Job <34446> is submitted to queue <normal>.

The second job will start almost immediately after the completion on the first job. You can use the bjobs command to check the status of the jobs.

How do I select a specific set of hosts for my job?

By default, your jobs can be scheduled to any of the hosts that are available to your queue, which may be listed with

bqueues -l queue_name | grep HOSTS

To ensure that jobs are scheduled to some subset of these, add the bsub group -m “hostname1 hostname2 hostname3 … hostnamen”; for instance, to choose from the three hosts node0002, node0042, node0051 in a batch script, add the #BSUB line

#BSUB -m "node0002, node0042, node0051"

Note that the items in the double-quoted list are delimited by white space.

To select a specific node to be the first one in the allocation, follow its hostname by an exclamation mark: e.g.,

#BSUB -m "node0002, node0042, node0051!"

will ensure that node0002 will be the first node in the allocation list.

How do I deselect specific nodes for my job?

To ensure that jobs are not scheduled to specific nodes, say node0034 and node0045, one can add a #BSUB statement such as the following:

#BSUB -R "select[hname!=node0034&&hname!=node0045]"

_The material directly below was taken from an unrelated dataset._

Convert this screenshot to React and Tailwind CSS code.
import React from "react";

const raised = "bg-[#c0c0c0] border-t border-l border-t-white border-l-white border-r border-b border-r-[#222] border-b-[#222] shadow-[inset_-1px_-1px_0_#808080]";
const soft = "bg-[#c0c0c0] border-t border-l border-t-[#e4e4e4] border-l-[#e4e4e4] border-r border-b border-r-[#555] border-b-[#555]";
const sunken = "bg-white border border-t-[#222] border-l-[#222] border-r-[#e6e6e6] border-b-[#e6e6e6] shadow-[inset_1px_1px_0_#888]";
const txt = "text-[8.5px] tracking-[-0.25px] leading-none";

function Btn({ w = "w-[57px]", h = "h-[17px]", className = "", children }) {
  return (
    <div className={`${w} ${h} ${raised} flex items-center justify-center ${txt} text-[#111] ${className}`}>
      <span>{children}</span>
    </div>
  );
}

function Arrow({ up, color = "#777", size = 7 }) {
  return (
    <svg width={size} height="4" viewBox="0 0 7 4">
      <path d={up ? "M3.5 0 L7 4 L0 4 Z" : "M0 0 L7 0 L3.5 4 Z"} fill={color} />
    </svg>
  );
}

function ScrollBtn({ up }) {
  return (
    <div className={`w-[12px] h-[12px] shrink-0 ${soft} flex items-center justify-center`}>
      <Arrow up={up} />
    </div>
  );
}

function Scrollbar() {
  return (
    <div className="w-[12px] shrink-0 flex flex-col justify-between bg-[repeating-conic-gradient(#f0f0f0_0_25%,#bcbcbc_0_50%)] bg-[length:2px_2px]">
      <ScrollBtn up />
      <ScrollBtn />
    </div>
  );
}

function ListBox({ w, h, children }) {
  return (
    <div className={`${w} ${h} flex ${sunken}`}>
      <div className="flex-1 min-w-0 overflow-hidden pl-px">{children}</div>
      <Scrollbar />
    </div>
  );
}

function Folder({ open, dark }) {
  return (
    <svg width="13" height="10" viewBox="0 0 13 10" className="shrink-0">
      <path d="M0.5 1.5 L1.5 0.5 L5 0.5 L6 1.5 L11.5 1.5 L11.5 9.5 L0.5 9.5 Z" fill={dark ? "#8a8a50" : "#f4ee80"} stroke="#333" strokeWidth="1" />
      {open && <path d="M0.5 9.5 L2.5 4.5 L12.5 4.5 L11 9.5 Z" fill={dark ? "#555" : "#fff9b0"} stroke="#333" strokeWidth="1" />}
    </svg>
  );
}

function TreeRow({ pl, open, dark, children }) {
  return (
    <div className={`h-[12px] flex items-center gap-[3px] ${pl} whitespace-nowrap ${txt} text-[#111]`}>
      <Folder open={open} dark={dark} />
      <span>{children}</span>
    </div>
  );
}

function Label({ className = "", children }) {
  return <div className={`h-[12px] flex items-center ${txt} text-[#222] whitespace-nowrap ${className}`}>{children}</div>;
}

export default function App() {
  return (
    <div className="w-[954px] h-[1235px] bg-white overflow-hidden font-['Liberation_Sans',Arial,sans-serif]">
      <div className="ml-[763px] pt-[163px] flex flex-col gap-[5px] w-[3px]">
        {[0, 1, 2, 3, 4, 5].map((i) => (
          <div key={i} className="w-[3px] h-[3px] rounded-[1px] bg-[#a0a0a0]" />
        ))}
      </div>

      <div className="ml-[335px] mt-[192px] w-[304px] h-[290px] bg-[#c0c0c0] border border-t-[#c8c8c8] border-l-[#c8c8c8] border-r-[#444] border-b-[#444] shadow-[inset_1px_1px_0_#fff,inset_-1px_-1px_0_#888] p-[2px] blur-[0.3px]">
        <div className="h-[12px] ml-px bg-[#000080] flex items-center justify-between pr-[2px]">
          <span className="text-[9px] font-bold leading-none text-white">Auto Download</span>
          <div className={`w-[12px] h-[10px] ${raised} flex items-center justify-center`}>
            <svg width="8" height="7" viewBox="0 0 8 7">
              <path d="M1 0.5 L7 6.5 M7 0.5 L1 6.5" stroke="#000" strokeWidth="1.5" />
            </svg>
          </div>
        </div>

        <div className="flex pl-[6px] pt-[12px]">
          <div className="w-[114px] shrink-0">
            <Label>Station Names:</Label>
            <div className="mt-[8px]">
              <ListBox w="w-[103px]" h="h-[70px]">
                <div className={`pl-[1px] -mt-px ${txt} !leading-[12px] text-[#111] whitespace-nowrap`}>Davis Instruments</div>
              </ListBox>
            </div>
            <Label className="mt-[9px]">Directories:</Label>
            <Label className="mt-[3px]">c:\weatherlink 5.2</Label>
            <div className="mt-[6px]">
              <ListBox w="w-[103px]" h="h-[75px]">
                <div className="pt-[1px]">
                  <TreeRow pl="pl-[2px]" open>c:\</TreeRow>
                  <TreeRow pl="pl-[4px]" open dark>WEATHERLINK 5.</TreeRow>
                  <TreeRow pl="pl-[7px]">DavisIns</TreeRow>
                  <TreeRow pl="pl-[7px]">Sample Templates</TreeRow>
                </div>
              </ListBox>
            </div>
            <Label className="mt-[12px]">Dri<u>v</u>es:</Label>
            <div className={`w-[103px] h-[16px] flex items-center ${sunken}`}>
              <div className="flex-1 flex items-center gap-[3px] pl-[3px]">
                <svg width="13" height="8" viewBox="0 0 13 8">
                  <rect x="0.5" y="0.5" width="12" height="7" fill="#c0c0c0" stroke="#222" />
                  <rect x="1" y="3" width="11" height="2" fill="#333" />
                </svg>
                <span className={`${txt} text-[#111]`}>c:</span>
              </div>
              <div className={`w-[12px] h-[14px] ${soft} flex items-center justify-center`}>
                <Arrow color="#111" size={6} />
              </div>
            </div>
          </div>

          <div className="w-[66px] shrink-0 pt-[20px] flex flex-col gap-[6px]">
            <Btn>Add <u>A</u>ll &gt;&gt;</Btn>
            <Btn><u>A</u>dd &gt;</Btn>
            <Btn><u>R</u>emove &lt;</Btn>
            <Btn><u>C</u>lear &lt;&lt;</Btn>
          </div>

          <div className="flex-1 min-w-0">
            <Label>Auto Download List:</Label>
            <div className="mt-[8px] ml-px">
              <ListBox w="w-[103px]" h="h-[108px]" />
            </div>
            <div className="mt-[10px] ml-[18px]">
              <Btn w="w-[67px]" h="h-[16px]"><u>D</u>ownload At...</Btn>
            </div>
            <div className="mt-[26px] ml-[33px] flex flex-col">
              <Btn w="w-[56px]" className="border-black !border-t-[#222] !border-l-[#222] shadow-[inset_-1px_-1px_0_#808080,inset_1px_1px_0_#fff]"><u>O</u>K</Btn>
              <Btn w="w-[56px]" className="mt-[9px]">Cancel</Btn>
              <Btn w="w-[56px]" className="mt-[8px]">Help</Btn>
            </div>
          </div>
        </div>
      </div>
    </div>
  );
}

My job’s runtime environment is different from what I expected

By default, LSF preserves the user’s submit-time environment. If this is not desirable, add the group -L shell_pathname to your bsub command or, e.g.,

#BSUB -L /bin/bash

to your batch script so that your batch job starts in a “pristine” bash shell.

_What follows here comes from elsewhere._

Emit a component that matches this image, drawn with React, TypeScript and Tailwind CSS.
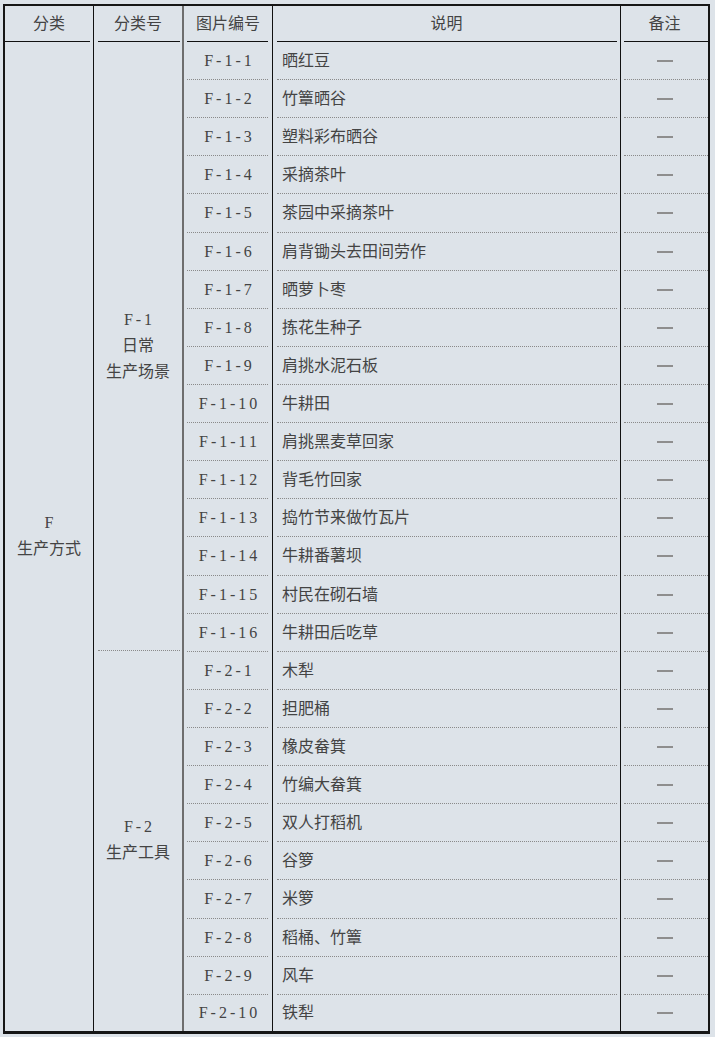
const rows1 = [
  ['F-1-1', '晒红豆'],
  ['F-1-2', '竹簟晒谷'],
  ['F-1-3', '塑料彩布晒谷'],
  ['F-1-4', '采摘茶叶'],
  ['F-1-5', '茶园中采摘茶叶'],
  ['F-1-6', '肩背锄头去田间劳作'],
  ['F-1-7', '晒萝卜枣'],
  ['F-1-8', '拣花生种子'],
  ['F-1-9', '肩挑水泥石板'],
  ['F-1-10', '牛耕田'],
  ['F-1-11', '肩挑黑麦草回家'],
  ['F-1-12', '背毛竹回家'],
  ['F-1-13', '捣竹节来做竹瓦片'],
  ['F-1-14', '牛耕番薯坝'],
  ['F-1-15', '村民在砌石墙'],
  ['F-1-16', '牛耕田后吃草'],
];

const rows2 = [
  ['F-2-1', '木犁'],
  ['F-2-2', '担肥桶'],
  ['F-2-3', '橡皮畚箕'],
  ['F-2-4', '竹编大畚箕'],
  ['F-2-5', '双人打稻机'],
  ['F-2-6', '谷箩'],
  ['F-2-7', '米箩'],
  ['F-2-8', '稻桶、竹簟'],
  ['F-2-9', '风车'],
  ['F-2-10', '铁犁'],
];

const allRows = [...rows1, ...rows2];

function Header({ label, line }: { label: string; line: string }) {
  return (
    <div className="flex h-[36px] flex-col">
      <div className="flex flex-1 items-center justify-center">{label}</div>
      <div className={`h-px bg-[#111] ${line}`} />
    </div>
  );
}

function Dotted({ className }: { className: string }) {
  return <div className={`border-b border-dotted border-[#8a8a8a] ${className}`} />;
}

export default function App() {
  return (
    <div
      className="min-h-screen bg-[#dde3e9] pl-[3px] pt-[4px] text-[16px] text-[#444]"
      style={{ fontFamily: '"Liberation Serif", "Noto Sans CJK SC", serif' }}
    >
      <div className="flex w-[707px] border-2 border-b-[3px] border-[#161616]">
        {/* 分类 */}
        <div className="flex w-[89px] flex-col border-r border-[#111]">
          <Header label="分类" line="mr-[3px]" />
          <div className="flex h-[987px] flex-col items-center justify-center leading-[26px]">
            <div>F</div>
            <div>生产方式</div>
          </div>
        </div>

        {/* 分类号 */}
        <div className="flex w-[90px] flex-col border-r-2 border-[#6e6e6e]">
          <Header label="分类号" line="ml-[4px] mr-[2px]" />
          <div className="flex h-[609px] flex-col">
            <div className="flex flex-1 flex-col items-center justify-center leading-[26px]">
              <div className="pl-[3px] tracking-[3px]">F-1</div>
              <div>日常</div>
              <div>生产场景</div>
            </div>
            <Dotted className="ml-[4px] mr-[2px]" />
          </div>
          <div className="flex h-[378px] flex-col items-center justify-center leading-[26px]">
            <div className="pl-[3px] tracking-[3px]">F-2</div>
            <div>生产工具</div>
          </div>
        </div>

        {/* 图片编号 / 说明 / 备注 */}
        <div className="flex flex-1 flex-col">
          <div className="flex">
            <div className="w-[89px] border-r border-[#111]">
              <Header label="图片编号" line="ml-[3px] mr-[4px]" />
            </div>
            <div className="w-[348px] border-r border-[#111]">
              <Header label="说明" line="ml-[4px] mr-[3px]" />
            </div>
            <div className="flex-1">
              <Header label="备注" line="ml-[3px]" />
            </div>
          </div>
          {allRows.map(([code, desc], i) => {
            const last = i === allRows.length - 1;
            const h = last ? 'h-[36px]' : i % 9 === 4 ? 'h-[39px]' : 'h-[38px]';
            return (
              <div key={code} className={`flex ${h}`}>
                <div className="flex w-[89px] flex-col border-r border-[#111]">
                  <div className="flex flex-1 items-center justify-center pl-[3px] tracking-[3px]">{code}</div>
                  {!last && <Dotted className="ml-[3px] mr-[4px]" />}
                </div>
                <div className="flex w-[348px] flex-col border-r border-[#111]">
                  <div className="flex flex-1 items-center pl-[9px]">{desc}</div>
                  {!last && <Dotted className="ml-[4px] mr-[3px]" />}
                </div>
                <div className="flex flex-1 flex-col">
                  <div className="flex flex-1 items-center justify-center">
                    <span className="h-[2px] w-[16px] bg-[#8e8e8e]" />
                  </div>
                  {!last && <Dotted className="ml-[3px]" />}
                </div>
              </div>
            );
          })}
        </div>
      </div>
    </div>
  );
}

I want to know precisely what my job’s runtime environment is

For serial, POSIX threads, or OpenMP jobs, simply add the line

env

to your job script after the #BSUB lines.

For jobs that employ Spectrum MPI or OpenMPI, do the above, and, in addition, modify the generic invocation

mpirun ./my_exe my_opts < my_inp > my_out

to

mpirun helper.sh > my_out

where the content of helper.sh (which must be executable: i.e., chmod +x helper.sh) is

#!/bin/sh
env > env.${OMPI_COMM_WORLD_RANK}
./my_exe my_opts < my_inp > my_out

This will generate one file env.${OMPI_COMM_WORLD_RANK} for every extant value of ${OMPI_COMM_WORLD_RANK} in the job.